Lu Jia (陸賈; died 170 BC) was a Chinese philosopher and politician of the Western Han dynasty. He secured the nominal geopolitical submission of Zhao Tuo's kingdom of Nanyue to Han in 196 BC.

The Book of Han credits him with having converted the Han dynasty founder Liu Bang to Confucianism. An anecdote tells that in an early meeting, Liu scoffed at Lu's scholarly interests with the words "I do all my conquering from the back of my horse, what use have I for the Documents and Odes?" Lu replied, "Once my lord is done with the conquering, does he also intend to do all his ruling from the back of his horse?" This brought Liu to a pause, and he subsequently requested that Lu compose for him a book of historical examples outlining why Qin had lost the support of the world and how Liu himself might gain and retain it.

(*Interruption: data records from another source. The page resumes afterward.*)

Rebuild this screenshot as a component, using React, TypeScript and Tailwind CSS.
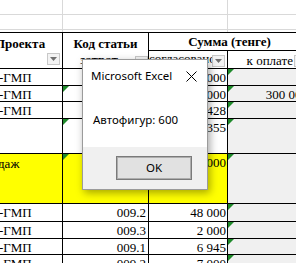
type Row = { h: string; a?: string; b?: string; c?: string; d?: string; yellow?: boolean; triB?: boolean }

// row heights include the bottom border
const ROWS: Row[] = [
  { h: 'h-[17px]', a: '-ГМП', c: '000' },
  { h: 'h-[16px]', a: '-ГМП', c: '000', d: '300 000', triB: true },
  { h: 'h-[17px]', a: '-ГМП', c: '428' },
  { h: 'h-[35px]', c: '355', triB: true },
  { h: 'h-[50px]', a: 'даж', c: '000', yellow: true, triB: true },
  { h: 'h-[18px]', a: '-ГМП', b: '009.2', c: '48 000' },
  { h: 'h-[17px]', a: '-ГМП', b: '009.3', c: '2 000' },
  { h: 'h-[16px]', a: '-ГМП', b: '009.1', c: '6 945' },
  { h: 'h-[17px]', a: '-ГМП', b: '009.2', c: '7 000' },
]

function Tri() {
  return (
    <svg className="absolute left-0 top-0" width="6" height="6" viewBox="0 0 6 6">
      <path d="M0 0H6L0 6Z" fill="#1f8a2b" />
    </svg>
  )
}

function Drop() {
  return (
    <div className="w-[13px] h-[12px] border border-[#c8c8c8] bg-[#f3f3f3] flex items-center justify-center shrink-0">
      <svg width="7" height="4" viewBox="0 0 7 4"><path d="M0 0H7L3.5 4Z" fill="#707070" /></svg>
    </div>
  )
}

export default function App() {
  return (
    <div className="relative w-[296px] h-[263px] overflow-hidden bg-white text-black font-['Liberation_Serif',serif] text-[13px] leading-[16px]">
      {/* gridlines above the table */}
      <div className="flex w-max h-[15px] border-b border-[#d9d9d9]">
        <div className="w-[63px] shrink-0 border-r border-[#d9d9d9]" />
        <div className="w-[165px] shrink-0 border-r border-[#d9d9d9]" />
        <div className="w-[82px] shrink-0" />
      </div>
      <div className="flex w-max h-[15px] border-b border-[#d9d9d9]">
        <div className="w-[63px] shrink-0 border-r border-[#d9d9d9]" />
        <div className="w-[165px] shrink-0 border-r border-[#d9d9d9]" />
        <div className="w-[82px] shrink-0" />
      </div>
      <div className="flex w-max h-[2px]">
        <div className="w-[63px] shrink-0 border-r border-[#d9d9d9]" />
        <div className="w-[165px] shrink-0 border-r border-[#d9d9d9]" />
      </div>

      {/* header */}
      <div className="flex w-max h-[37px] border-y border-black font-bold">
        <div className="w-[63px] shrink-0 border-r border-black flex flex-col justify-between">
          <span className="ml-[-5px] pt-[3px] whitespace-nowrap">Проекта</span>
          <div className="self-end mr-[2px] mb-[3px]"><Drop /></div>
        </div>
        <div className="w-[86px] shrink-0 border-r border-black flex flex-col">
          <span className="pt-[3px] text-center">Код статьи</span>
          <div className="flex items-end justify-end flex-1 pb-[3px]">
            <span className="flex-1 text-center">затрат</span>
            <Drop />
          </div>
        </div>
        <div className="w-[161px] shrink-0 flex flex-col">
          <div className="h-[18px] border-b border-black text-center pt-[1px]">Сумма (тенге)</div>
          <div className="flex flex-1 font-normal">
            <div className="w-[79px] shrink-0 border-r border-black flex items-end pb-[3px] pr-[2px]">
              <span className="flex-1 text-right pr-[2px] overflow-hidden whitespace-nowrap">согласовано</span>
              <Drop />
            </div>
            <div className="w-[82px] shrink-0 flex items-center pr-[3px]">
              <span className="flex-1 text-right pr-[1px]">к оплате</span>
              <Drop />
            </div>
          </div>
        </div>
      </div>

      {/* data rows */}
      {ROWS.map((r, i) => (
        <div key={i} className={`flex w-max border-b border-black ${r.h}`}>
          <div className={`w-[63px] shrink-0 border-r border-black pt-[1px] whitespace-nowrap ${r.yellow ? 'bg-[#ffff00]' : ''}`}>
            <span className={r.yellow ? 'ml-[-2px] inline-block pt-[1px]' : 'ml-[-1px]'}>{r.a}</span>
          </div>
          <div className={`relative w-[86px] shrink-0 border-r border-black pt-[1px] pr-[2px] text-right ${r.yellow ? 'bg-[#ffff00]' : ''}`}>
            {r.triB && <Tri />}
            {r.b}
          </div>
          <div className={`w-[79px] shrink-0 border-r border-black pt-[1px] pr-[1px] text-right ${r.yellow ? 'bg-[#ffff00]' : ''}`}>
            {r.c}
          </div>
          <div className="relative w-[82px] shrink-0 bg-[#f0f0f0] pt-[1px] pr-[2px] text-right">
            <Tri />
            {r.d}
          </div>
        </div>
      ))}

      {/* message box */}
      <div className="absolute left-[82px] top-[59px] w-[126px] h-[131px] border border-[#9b9b9b] bg-white flex flex-col shadow-[2px_3px_8px_rgba(0,0,0,0.35)] font-['Noto_Sans',sans-serif] text-[11.5px] leading-[16px]">
        <div className="h-[32px] flex items-center justify-between pl-[8px] pr-[10px]">
          <span>Microsoft Excel</span>
          <svg width="11" height="11" viewBox="0 0 11 11" stroke="#000" strokeWidth="1">
            <path d="M0.5 0.5L10.5 10.5M10.5 0.5L0.5 10.5" />
          </svg>
        </div>
        <div className="flex-1 pl-[10px] pt-[20px]">Автофигур: 600</div>
        <div className="h-[42px] bg-[#f0f0f0] flex justify-end pt-[10px] pr-[16px]">
          <button className="w-[74px] h-[22px] border border-[#adadad] bg-[#e1e1e1] outline outline-1 outline-[#7a7a7a] flex items-center justify-center">OK</button>
        </div>
      </div>
    </div>
  )
}
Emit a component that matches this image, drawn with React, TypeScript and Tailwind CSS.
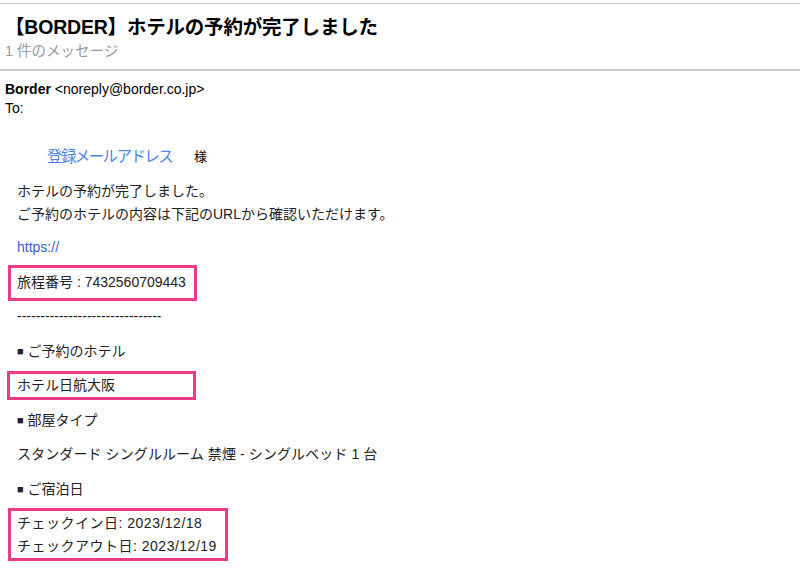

This became the 12-chapter volume known as the Xin Yu (新語; "New Discourses"). This anecdote also appears in the Shiji.

Xin Yu integrates the concepts of yin and yang into a description of benevolent rule and its relation to self-cultivation. This combination of yin and yang with classic Confucian concept of benevolent rule was a precursor to writing of Dong Zhongshu in the Luxuriant Dew of the Spring and Autumn Annals.